Próby wytłumaczenia, dlaczego pieniądze przeznaczone na rewitalizację rynku we Władysławowie powinny być w tym momencie częściowo przesunięte na inny cel, podjął się wójt. – Było przeznaczone ok. 500 000 zł na rewitalizację rynku. Mieliśmy otrzymać drugie 500 000 zł dofinansowania unijnego. W sumie mieliśmy przeznaczyć kwotę około 1 000 000 zł. Tylko jest taki problem - podpisanie tego wniosku, umowy zawarcia, nastąpiłoby w maju, a rozliczenie miałoby nastąpić 30 czerwca tego roku. Byłyby 2 miesiące, żeby zrobić robotę za 1 000 000 zł. Ja to nazywam jako taki „wniosek prokuratorski”, by daną gminę utopić lub wójta ciągać przez organy ścigania. Nie można w 2 miesiące zrobić takiej pracy. Wszystko by szło na oślep. Tak więc musieliśmy odstąpić od wspomnianego wniosku – wskazał Krzysztof Zając.
Wójt przedstawił też inne argumenty: – Dzieci z okręgu Wyszyna są dowożone przez rodziców do przedszkoli w innej gminie. Z tego powodu nasza gmina też ponosi koszty. Dlaczego wywożą? Dlatego, bo nasze przedszkole nie funkcjonuje w godzinach popołudniowych. (…) Jesteśmy w dylemacie.
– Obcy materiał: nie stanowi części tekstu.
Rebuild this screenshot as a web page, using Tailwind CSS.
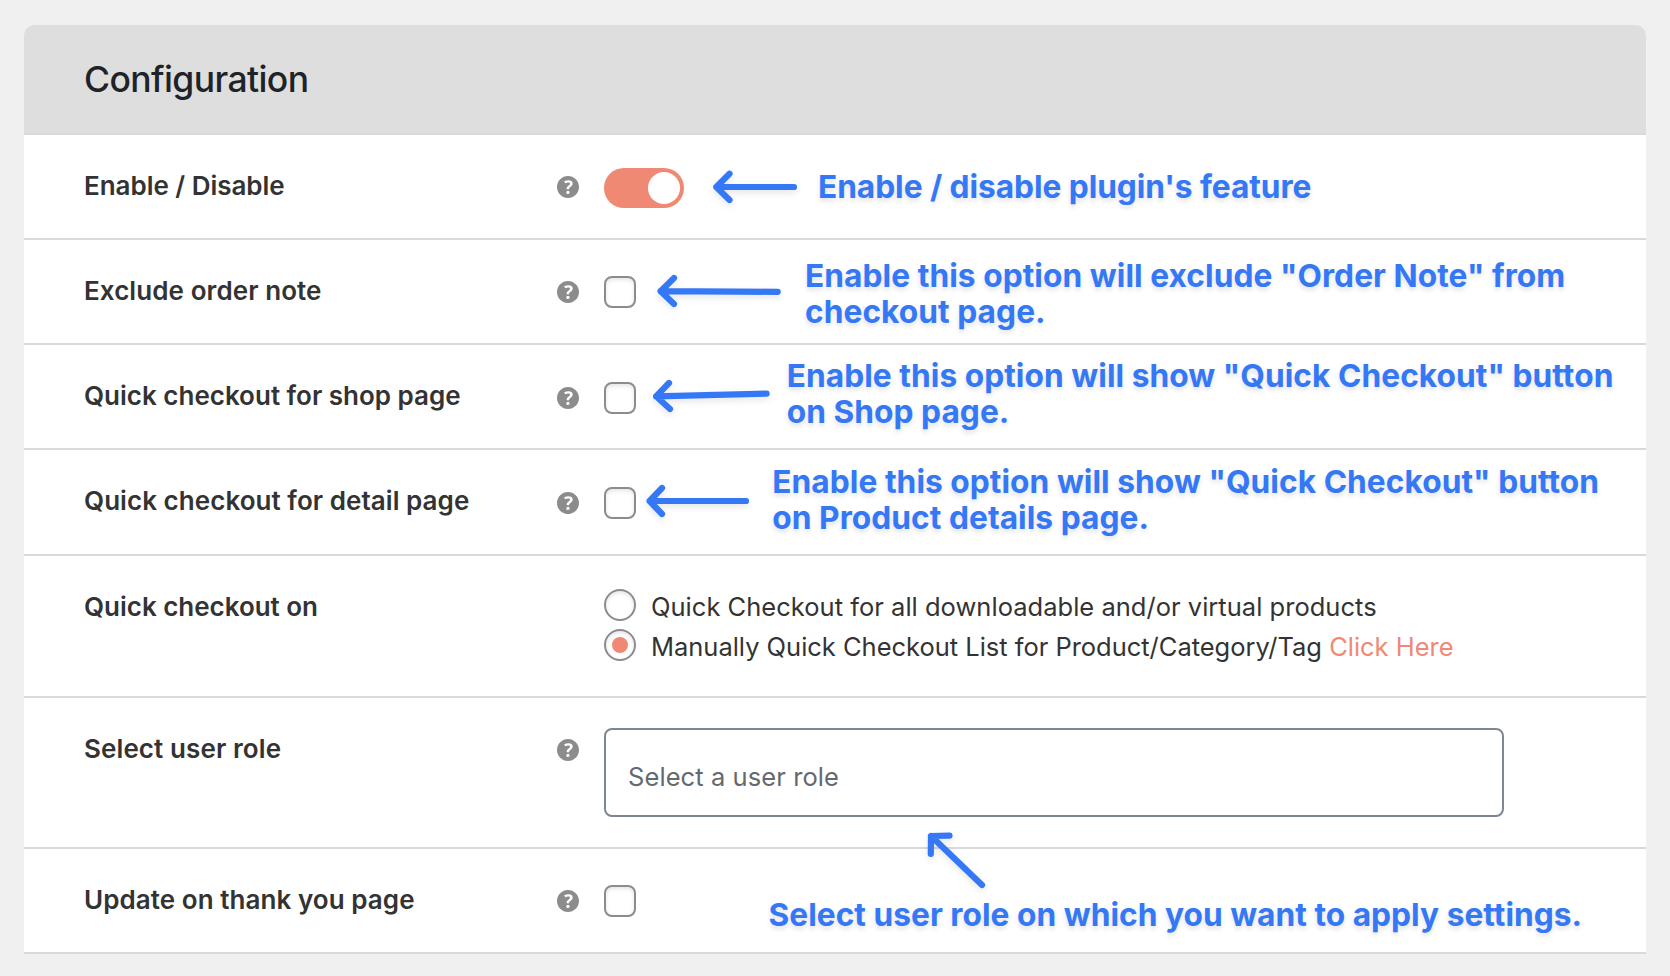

Każdy z państwa będzie miał rację, jednak mi się wydaje, że celowe jest przeznaczenie pieniędzy na przedszkole, gdzie zarobimy poprzez to, że rodzic nie wywiezie dziecka. Pieniądze zostaną w naszej gminie. Ponadto zyskamy na dofinansowaniu z pieniędzy unijnych. (…) To nie jest tak, że ktoś komuś robi na złość – mówił wójt, w szczególności do wiceprzewodniczącego.
Uczestnicy sesji usłyszeli, że może i władze musiały zmienić swe plany odnośnie kompleksowej rewitalizacji rynku za jednym zamachem, ale pewne inwestycje oczywiście zostaną przeprowadzone. – Będą wykonane prace. Może zostały trochę pomniejszone, ale np. będzie zrobiony chodnik od strony południowej rynku. To koszt ok. 150 000 zł, włącznie z odprowadzeniem odwodnienia, które jest póki co prowizoryczne. Już zaczęto prace przy Ośrodku Zdrowia czyli parking – mówił wójt Zając.
Projekt uchwały wnoszący poprawki do budżetu został przyjęty przy 13 głosach „za” i 1 „przeciw”.